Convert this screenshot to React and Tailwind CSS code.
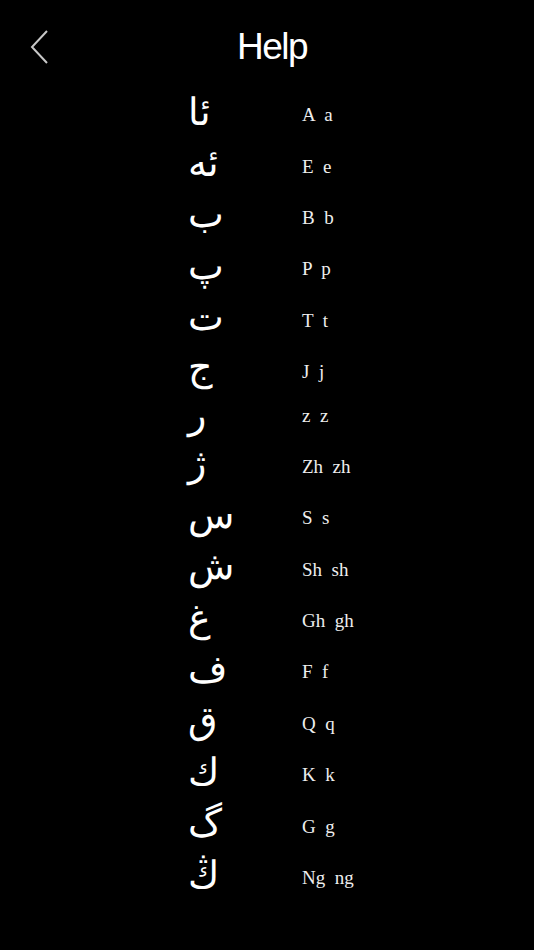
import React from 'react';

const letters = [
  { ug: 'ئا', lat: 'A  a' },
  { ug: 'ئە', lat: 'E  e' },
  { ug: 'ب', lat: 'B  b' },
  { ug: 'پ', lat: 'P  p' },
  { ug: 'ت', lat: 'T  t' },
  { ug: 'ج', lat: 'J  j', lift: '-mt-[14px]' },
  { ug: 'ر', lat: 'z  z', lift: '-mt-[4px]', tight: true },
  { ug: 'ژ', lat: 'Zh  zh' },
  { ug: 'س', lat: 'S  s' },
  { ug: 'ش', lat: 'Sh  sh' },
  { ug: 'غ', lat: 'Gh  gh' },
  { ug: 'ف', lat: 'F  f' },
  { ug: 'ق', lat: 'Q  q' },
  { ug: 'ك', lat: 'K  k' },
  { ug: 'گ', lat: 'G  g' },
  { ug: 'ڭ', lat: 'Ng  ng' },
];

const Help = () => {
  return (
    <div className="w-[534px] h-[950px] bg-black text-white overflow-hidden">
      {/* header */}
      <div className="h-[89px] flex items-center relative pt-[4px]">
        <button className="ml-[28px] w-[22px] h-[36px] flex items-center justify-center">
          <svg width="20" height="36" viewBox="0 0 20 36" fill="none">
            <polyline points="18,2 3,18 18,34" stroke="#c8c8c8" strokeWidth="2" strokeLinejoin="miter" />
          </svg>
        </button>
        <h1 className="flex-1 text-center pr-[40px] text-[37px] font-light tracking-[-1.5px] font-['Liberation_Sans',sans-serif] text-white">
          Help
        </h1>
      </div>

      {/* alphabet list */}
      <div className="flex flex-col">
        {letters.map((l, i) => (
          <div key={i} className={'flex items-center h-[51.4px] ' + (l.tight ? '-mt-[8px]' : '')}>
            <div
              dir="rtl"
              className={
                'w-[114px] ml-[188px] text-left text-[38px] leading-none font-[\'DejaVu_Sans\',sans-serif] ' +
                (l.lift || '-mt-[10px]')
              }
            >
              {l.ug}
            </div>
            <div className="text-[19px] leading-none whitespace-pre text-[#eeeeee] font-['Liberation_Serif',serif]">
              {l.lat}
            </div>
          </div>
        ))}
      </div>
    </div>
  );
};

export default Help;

# # # # #

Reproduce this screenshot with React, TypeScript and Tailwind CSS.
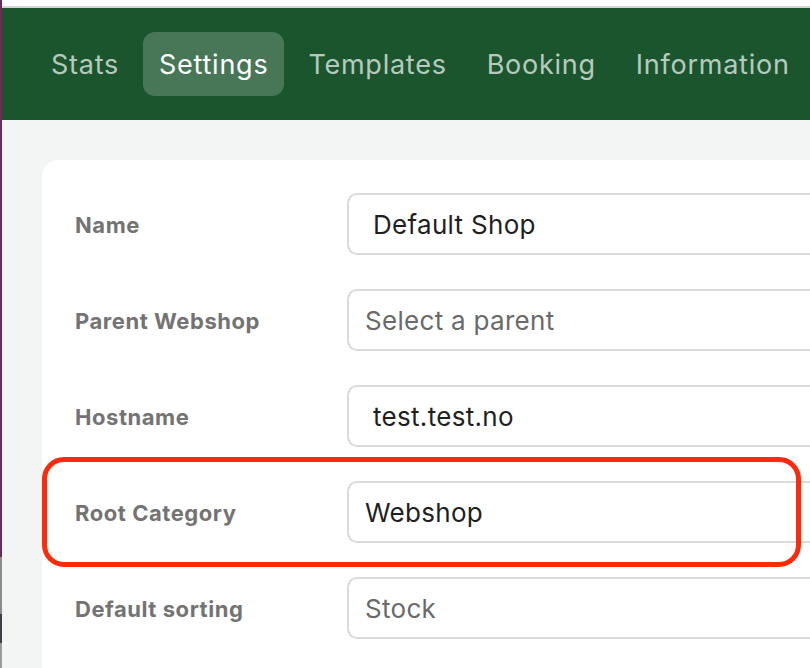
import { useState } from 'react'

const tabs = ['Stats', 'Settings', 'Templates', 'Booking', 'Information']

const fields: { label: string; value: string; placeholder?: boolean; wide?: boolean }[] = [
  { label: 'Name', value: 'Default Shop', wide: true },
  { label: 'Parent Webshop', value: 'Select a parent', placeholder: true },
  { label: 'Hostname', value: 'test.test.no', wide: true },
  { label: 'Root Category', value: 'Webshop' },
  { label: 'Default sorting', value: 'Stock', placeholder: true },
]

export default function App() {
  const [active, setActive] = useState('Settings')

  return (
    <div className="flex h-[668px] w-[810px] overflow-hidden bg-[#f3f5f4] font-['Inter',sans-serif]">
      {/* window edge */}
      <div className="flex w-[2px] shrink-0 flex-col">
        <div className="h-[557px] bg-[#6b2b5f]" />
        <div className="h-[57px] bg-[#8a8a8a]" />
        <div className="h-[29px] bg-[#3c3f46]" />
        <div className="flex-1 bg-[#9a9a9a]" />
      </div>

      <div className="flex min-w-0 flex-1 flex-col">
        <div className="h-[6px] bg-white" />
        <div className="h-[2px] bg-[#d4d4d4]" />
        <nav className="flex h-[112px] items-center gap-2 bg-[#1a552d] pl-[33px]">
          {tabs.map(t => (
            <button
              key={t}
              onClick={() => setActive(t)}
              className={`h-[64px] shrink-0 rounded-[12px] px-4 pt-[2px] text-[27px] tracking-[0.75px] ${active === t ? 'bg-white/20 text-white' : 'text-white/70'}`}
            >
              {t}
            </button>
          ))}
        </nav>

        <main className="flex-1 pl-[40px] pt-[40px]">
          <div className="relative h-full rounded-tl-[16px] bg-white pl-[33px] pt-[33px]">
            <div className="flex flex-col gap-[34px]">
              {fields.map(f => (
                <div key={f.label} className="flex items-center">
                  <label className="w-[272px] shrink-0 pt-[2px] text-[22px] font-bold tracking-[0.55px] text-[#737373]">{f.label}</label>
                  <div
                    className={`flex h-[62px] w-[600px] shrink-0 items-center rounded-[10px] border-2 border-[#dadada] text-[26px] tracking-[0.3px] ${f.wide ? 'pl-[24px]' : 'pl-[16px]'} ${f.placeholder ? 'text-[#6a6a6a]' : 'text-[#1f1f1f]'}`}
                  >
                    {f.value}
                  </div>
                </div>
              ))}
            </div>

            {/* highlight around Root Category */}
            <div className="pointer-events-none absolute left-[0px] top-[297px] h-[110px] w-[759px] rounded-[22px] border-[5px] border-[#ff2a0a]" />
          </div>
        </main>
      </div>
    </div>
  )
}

# # # # #

Which lines contain the word "this"? Copy each of them.

Convert this screenshot to React and Tailwind CSS code.
Reproduce this screenshot with React, TypeScript and Tailwind CSS.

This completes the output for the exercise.